Respondents were never fully or at all apprised of their rights, nor did they have sufficient or any knowledge of the truth constituting their title to relief prior to the time they served their notice of rescission on February 29, 1924. Tatterson testified: "After me and my associates took possession of the Franklin Theatre, we lost money at once during the first four weeks of our operation but no suspicion entered my mind that the business was not as it had been represented." Maurer testified: "I first discovered that we had been defrauded about the last part of February, 1924 — February 29th. I had no suspicion prior to that time that we had been defrauded. We weren't in the theatre long *58 enough to find out, we hadn't run it long enough and could not tell whether the business paid." Tatterson thus described now the conclusion finally formed in his mind that he had been defrauded: "I first discovered that I had been defrauded some time in the latter part of February — I should say about the 27th or 28th, I had not discovered it prior to that time. We needed the books in order to make tax returns to the Government and had been asking for the books so we could make proper report, and the place had been represented as free and clear and we had just been attached for a bill for the Kehrleins, and when the books were again refused I concluded there was something rotten in Denmark and declined to go any further. It was about the 27th or 28th of February, or the 26th, that I last asked for the books so we could make up the tax reports."

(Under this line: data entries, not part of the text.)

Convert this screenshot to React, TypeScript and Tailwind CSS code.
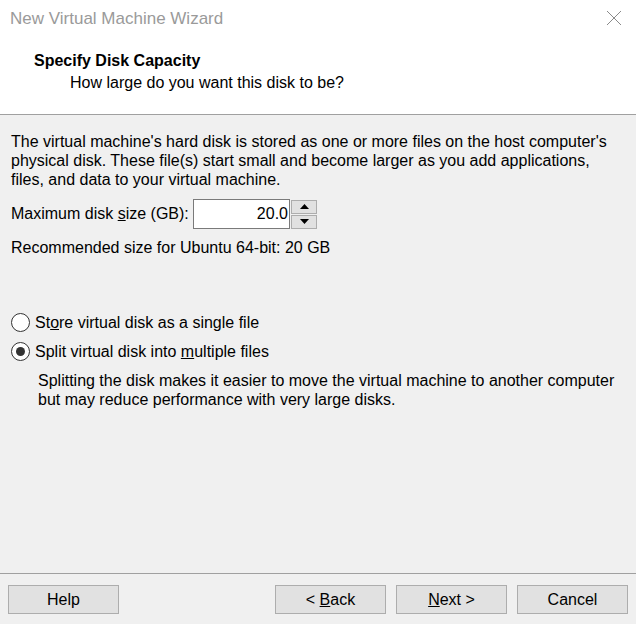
import React from "react";

const font = { fontFamily: '"Liberation Sans", Arial, sans-serif' };

function Btn({ children }: { children: React.ReactNode }) {
  return (
    <button className="w-[111px] h-[29px] border border-[#adadad] bg-[#e1e1e1] text-[16px] text-black flex items-center justify-center leading-none whitespace-pre">
      {children}
    </button>
  );
}

function Radio({ checked }: { checked?: boolean }) {
  return (
    <span className="w-[19px] h-[19px] rounded-full border border-[#333333] bg-white flex items-center justify-center shrink-0">
      {checked && <span className="w-[9px] h-[9px] rounded-full bg-[#333333]" />}
    </span>
  );
}

export default function App() {
  return (
    <div className="w-[636px] h-[624px] bg-[#f0f0f0] flex flex-col text-black text-[16px]" style={font}>
      <div className="bg-white h-[115px] flex flex-col border-b border-[#a0a0a0]">
        <div className="h-[38px] flex items-center justify-between pl-[10px] pr-[14px]">
          <span className="text-[17px] text-[#9a9a9a]">New Virtual Machine Wizard</span>
          <svg width="16" height="16" viewBox="0 0 16 16" className="mt-[-2px]">
            <path d="M1 1 L15 15 M15 1 L1 15" stroke="#8a8a8a" strokeWidth="1" />
          </svg>
        </div>
        <div className="pl-[34px] mt-[13px] font-bold text-[16px] leading-[19px]">Specify Disk Capacity</div>
        <div className="pl-[70px] mt-[3px] leading-[19px]">How large do you want this disk to be?</div>
      </div>
      <div className="flex-1 flex flex-col px-[11px]">
        <p className="mt-[17px] leading-[19px] w-[610px]">
          The virtual machine's hard disk is stored as one or more files on the host computer's physical disk. These file(s) start small and become larger as you add applications, files, and data to your virtual machine.
        </p>
        <div className="flex items-center mt-[10px] h-[30px]">
          <span className="w-[182px]">
            Maximum disk <u>s</u>ize (GB):
          </span>
          <div className="w-[97px] h-[30px] border border-[#7a7a7a] bg-white flex items-center justify-end pr-[1px]">20.0</div>
          <div className="flex flex-col ml-[1px] h-[30px] justify-center gap-[1px]">
            <div className="w-[26px] h-[14px] border border-[#adadad] bg-[#e1e1e1] flex items-center justify-center">
              <svg width="9" height="5" viewBox="0 0 9 5"><path d="M4.5 0 L9 5 L0 5 Z" fill="#000" /></svg>
            </div>
            <div className="w-[26px] h-[14px] border border-[#adadad] bg-[#e1e1e1] flex items-center justify-center">
              <svg width="9" height="5" viewBox="0 0 9 5"><path d="M0 0 L9 0 L4.5 5 Z" fill="#000" /></svg>
            </div>
          </div>
        </div>
        <div className="mt-[9px] leading-[19px]">Recommended size for Ubuntu 64-bit: 20 GB</div>
        <div className="mt-[56px] flex items-center gap-[5px] h-[19px]">
          <Radio />
          <span>
            St<u>o</u>re virtual disk as a single file
          </span>
        </div>
        <div className="mt-[10px] flex items-center gap-[5px] h-[19px]">
          <Radio checked />
          <span>
            Split virtual disk into <u>m</u>ultiple files
          </span>
        </div>
        <p className="mt-[10px] pl-[27px] leading-[19px]">
          Splitting the disk makes it easier to move the virtual machine to another computer
          <br />
          but may reduce performance with very large disks.
        </p>
      </div>
      <div className="border-t border-[#a0a0a0] h-[51px] flex items-start pt-[11px] px-[8px]">
        <Btn>Help</Btn>
        <div className="flex-1" />
        <div className="flex gap-[10px]">
          <Btn>
            {"< "}
            <u>B</u>ack
          </Btn>
          <Btn>
            <u>N</u>ext{" >"}
          </Btn>
          <Btn>Cancel</Btn>
        </div>
      </div>
    </div>
  );
}
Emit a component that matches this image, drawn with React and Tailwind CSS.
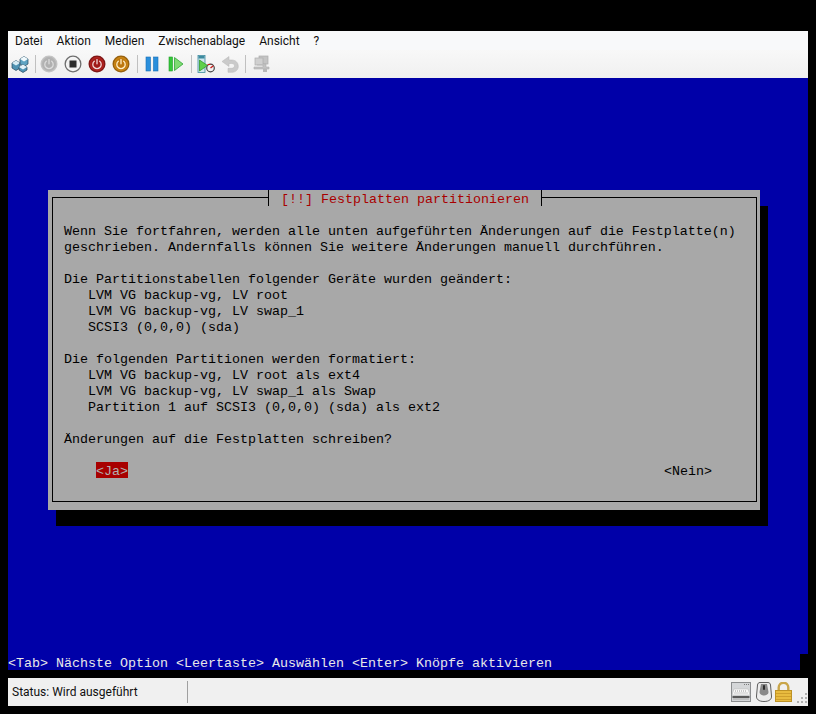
import React from 'react';

const mono = 'font-["Liberation_Mono","DejaVu_Sans_Mono",monospace] text-[13.333px] whitespace-pre';

// Toolbar-Symbole
const PowerGlyph = ({ color }) => (
  <g fill="none" stroke={color} strokeWidth="1.3" strokeLinecap="round">
    <path d="M6.300 6.200a4.200 4.200 0 1 0 5.400 0" />
    <path d="M9 4.600v4.200" />
  </g>
);

const RoundButton = ({ outer, inner, ring, children }) => (
  <svg width="18" height="18" viewBox="0 0 18 18">
    <circle cx="9" cy="9" r="8.500" fill={ring} />
    <circle cx="9" cy="9" r="7.200" fill={outer} />
    <circle cx="9" cy="9" r="5.800" fill={inner} />
    {children}
  </svg>
);

const HostIcon = () => (
  <svg width="18" height="18" viewBox="0 0 18 18">
    <path d="M1 8l4-2.500L9 8v5l-4 2.500L1 13z" fill="#4f93b3" stroke="#24465c" strokeWidth=".7" />
    <path d="M1 8l4 2.500L9 8 5 5.500z" fill="#d8edf5" />
    <path d="M9 4l4-2.500L17 4v5l-4 2.500L9 9z" fill="#5ea3c2" stroke="#24465c" strokeWidth=".7" />
    <path d="M9 4l4 2.500L17 4l-4-2.500z" fill="#f0f9fc" />
    <path d="M8 12l4-2.500 4 2.500v3l-4 2.500-4-2.500z" fill="#4f93b3" stroke="#24465c" strokeWidth=".7" />
    <path d="M8 12l4 2.500 4-2.500-4-2.500z" fill="#e4f2f8" />
  </svg>
);

const PauseIcon = () => (
  <svg width="14" height="16" viewBox="0 0 14 16">
    <rect x="1" y="1" width="4.500" height="14" fill="#2a8fdc" stroke="#1a6fb5" strokeWidth=".6" />
    <rect x="8.500" y="1" width="4.500" height="14" fill="#2a8fdc" stroke="#1a6fb5" strokeWidth=".6" />
  </svg>
);

const ResumeIcon = () => (
  <svg width="16" height="16" viewBox="0 0 16 16">
    <rect x="1" y="1" width="3.500" height="14" fill="#35c83a" stroke="#239c2a" strokeWidth=".6" />
    <path d="M6.500 1.500L15 8l-8.500 6.500z" fill="#7edb72" stroke="#2ea336" strokeWidth=".8" />
  </svg>
);

const SnapshotIcon = () => (
  <svg width="18" height="18" viewBox="0 0 18 18">
    <rect x="1" y=".5" width="7" height="17" fill="#cfe6ee" stroke="#3d8a9e" strokeWidth=".8" />
    <rect x="1.500" y="1" width="6" height="2.500" fill="#3d8a9e" />
    <path d="M2.500 5l8 5.500-8 5.500z" fill="#5fd04c" stroke="#2f9a2a" strokeWidth=".8" />
    <circle cx="13.500" cy="13" r="3.800" fill="#f2f2f2" stroke="#444" strokeWidth="1.200" />
    <path d="M13.500 13l2.800-2.200" stroke="#c8201c" strokeWidth="1.400" />
    <path d="M10.500 9.500h3" stroke="#c8201c" strokeWidth="1" />
  </svg>
);

const UndoIcon = () => (
  <svg width="18" height="17" viewBox="0 0 18 17">
    <path d="M8 .500L1 5.500l7 5V7.500h2.500c2 0 3 .9 3 2.300 0 1.500-1.100 2.500-3 2.500H7v4h3.800c3.900 0 6.500-2.600 6.500-6 0-3.300-2.500-6.300-6.500-6.300H8z" fill="#cacaca" stroke="#b6b6b6" strokeWidth=".5" />
  </svg>
);

const RevertIcon = () => (
  <svg width="18" height="18" viewBox="0 0 18 18">
    <rect x="6" y="1" width="9" height="8" fill="#c4c4c4" stroke="#adadad" strokeWidth=".7" />
    <rect x="2" y="3" width="8" height="7" fill="#d0d0d0" stroke="#adadad" strokeWidth=".7" />
    <path d="M4 10h6v2H1v2h15v-2h-3V9h-3" fill="#c2c2c2" stroke="#b0b0b0" strokeWidth=".6" />
    <path d="M10 14h4v3h-4z" fill="#b8b8b8" />
  </svg>
);

const KeyboardIcon = () => (
  <svg width="20" height="20" viewBox="0 0 20 20">
    <rect x=".5" y=".5" width="19" height="19" fill="#d4d6d8" stroke="#8a8c8e" />
    <path d="M13 2.500h1M15 2.500h1M17 2.500h1" stroke="#7a7a7a" />
    <path d="M3 7h14l2 6H1z" fill="#f8f8f8" stroke="#b5b5b5" strokeWidth=".5" />
    <path d="M4 9h12M3.500 11h13" stroke="#989898" strokeDasharray="1 1" />
    <path d="M1.500 15h17" stroke="#3a3a3a" strokeWidth="1.600" />
    <path d="M2 17h16" stroke="#a8a8a8" />
  </svg>
);

const MouseIcon = () => (
  <svg width="16" height="20" viewBox="0 0 16 20">
    <path d="M4 .500h8c1.500 0 2.300 1 2.500 2.500l1 11c.3 3-2 5.500-7.500 5.500S.2 17 .5 14l1-11C1.700 1.500 2.500.5 4 .5z" fill="#ececec" stroke="#5e5e5e" />
    <path d="M5 2h6l1.500 8c.3 2-2 3.500-4.500 3.500S3.200 12 3.500 10z" fill="#8a8a8a" />
    <rect x="7" y="3" width="2" height="5" rx="1" fill="#2e2e2e" />
  </svg>
);

const LockIcon = () => (
  <svg width="17" height="20" viewBox="0 0 17 20">
    <path d="M3.700 9V5.500a4.800 4.800 0 0 1 9.600 0V9" fill="none" stroke="#c9a64a" strokeWidth="2.400" />
    <rect x=".5" y="8.500" width="16" height="11" fill="#e8bb3f" stroke="#bd9226" />
    <path d="M1 11.500h15M1 14.500h15M1 17.500h15" stroke="#cf9f2c" />
  </svg>
);

const Grip = () => (
  <div className="grid grid-cols-3 gap-[2px] w-[10px] h-[10px] ml-[5px] mr-px self-end mb-[3px]">
    <span /><span /><span className="bg-[#b0b0b0]" />
    <span /><span className="bg-[#b0b0b0]" /><span className="bg-[#b0b0b0]" />
    <span className="bg-[#b0b0b0]" /><span className="bg-[#b0b0b0]" /><span className="bg-[#b0b0b0]" />
  </div>
);

const Slot = ({ children }) => <div className="w-6 h-6 flex items-center justify-center">{children}</div>;

const ToolSep = ({ className }) => <div className={`w-px h-[18px] bg-[#c0c0c0] ${className}`} />;

const menus = ['Datei', 'Aktion', 'Medien', 'Zwischenablage', 'Ansicht', '?'];

const textRows = [
  'Wenn Sie fortfahren, werden alle unten aufgeführten Änderungen auf die Festplatte(n)',
  'geschrieben. Andernfalls können Sie weitere Änderungen manuell durchführen.',
  '',
  'Die Partitionstabellen folgender Geräte wurden geändert:',
  '   LVM VG backup-vg, LV root',
  '   LVM VG backup-vg, LV swap_1',
  '   SCSI3 (0,0,0) (sda)',
  '',
  'Die folgenden Partitionen werden formatiert:',
  '   LVM VG backup-vg, LV root als ext4',
  '   LVM VG backup-vg, LV swap_1 als Swap',
  '   Partition 1 auf SCSI3 (0,0,0) (sda) als ext2',
  '',
  'Änderungen auf die Festplatten schreiben?',
];

export default function App() {
  return (
    <div className='w-[816px] h-[714px] bg-black pt-[31px] px-2 font-["Roboto",sans-serif] text-xs text-[#111] overflow-hidden'>
      {/* Menüleiste */}
      <div className="flex items-center gap-[14px] pl-[7px] h-[19px] bg-[#f8f9fa]">
        {menus.map((label) => (
          <span key={label}>{label}</span>
        ))}
      </div>

      {/* Toolbar */}
      <div className="flex items-center h-[28px] bg-gradient-to-b from-[#f8f8f8] to-[#f0f0f0]">
        <Slot><HostIcon /></Slot>
        <ToolSep className="ml-[3px] mr-px" />
        <Slot><RoundButton ring="#c4c4c4" outer="#b4b4b4" inner="#b0b0b0"><PowerGlyph color="#dcdcdc" /></RoundButton></Slot>
        <Slot><RoundButton ring="#6e6e6e" outer="#f6f6f6" inner="#f0f0f0"><rect x="5.500" y="5.500" width="7" height="7" fill="#2b2b2b" /></RoundButton></Slot>
        <Slot><RoundButton ring="#7e1616" outer="#b02420" inner="#a01a18"><PowerGlyph color="#f2d8d8" /></RoundButton></Slot>
        <Slot><RoundButton ring="#96600e" outer="#c98514" inner="#bd770e"><PowerGlyph color="#fff0c8" /></RoundButton></Slot>
        <ToolSep className="ml-1 mr-[2px]" />
        <Slot><PauseIcon /></Slot>
        <Slot><ResumeIcon /></Slot>
        <ToolSep className="ml-[3px] mr-[2px]" />
        <Slot><SnapshotIcon /></Slot>
        <Slot><UndoIcon /></Slot>
        <ToolSep className="ml-[3px] mr-1" />
        <Slot><RevertIcon /></Slot>
      </div>

      {/* VM-Bildschirm */}
      <div className={`bg-[#0000a8] h-[576px] pt-28 pl-10 ${mono}`}>
        <div className="w-[712px] h-80 bg-[#a8a8a8] shadow-[8px_16px_0_#000] pt-[7px] pl-1">
          <div className="relative w-[705px] h-[305px] border border-black px-[11px] pt-6 text-black leading-[19px]">
            {/* Titel über dem Rahmen */}
            <div className="absolute left-[215px] -top-[8px] h-4 flex bg-[#a8a8a8] border-x border-black px-3 text-[#a80000]">
              [!!] Festplatten partitionieren
            </div>
            {textRows.map((row, i) => (
              <div key={i} className="h-4">{row}</div>
            ))}
            <div className="flex justify-between mt-4 pl-8 pr-[33px]">
              <span className="h-4 bg-[#a80000] text-[#b0b0b0]">{'<Ja>'}</span>
              <span className="h-4">{'<Nein>'}</span>
            </div>
          </div>
        </div>
      </div>

      {/* Hilfezeile der Konsole */}
      <div className={`w-[792px] h-4 leading-[19px] bg-[#0000a8] text-[#e8e8e8] ${mono}`}>
        {'<Tab> Nächste Option <Leertaste> Auswählen <Enter> Knöpfe aktivieren'}
      </div>

      {/* Statusleiste */}
      <div className="flex items-center h-7 mt-2 bg-[#f0f0f0]">
        <span className="w-[179px] pl-1">Status: Wird ausgeführt</span>
        <div className="w-px h-[22px] bg-[#a0a0a0]" />
        <div className="flex-1" />
        <KeyboardIcon />
        <div className="ml-[5px]"><MouseIcon /></div>
        <div className="ml-[3px]"><LockIcon /></div>
        <Grip />
      </div>
    </div>
  );
}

This evidence supports the finding that plaintiffs Tatterson and Maurer did not discover the falsity of the representations until after February 25, 1924, and never waived their right to rescind the contract.
This disposes of the questions raised, and from what has been said it follows that we find no error in the record.
The judgment is affirmed.
Tyler, P.J., and Cashin, J., concurred.
A petition by appellants to have the cause heard in the supreme court, after judgment in the district court of appeal, was denied by the supreme court on February 23, 1928.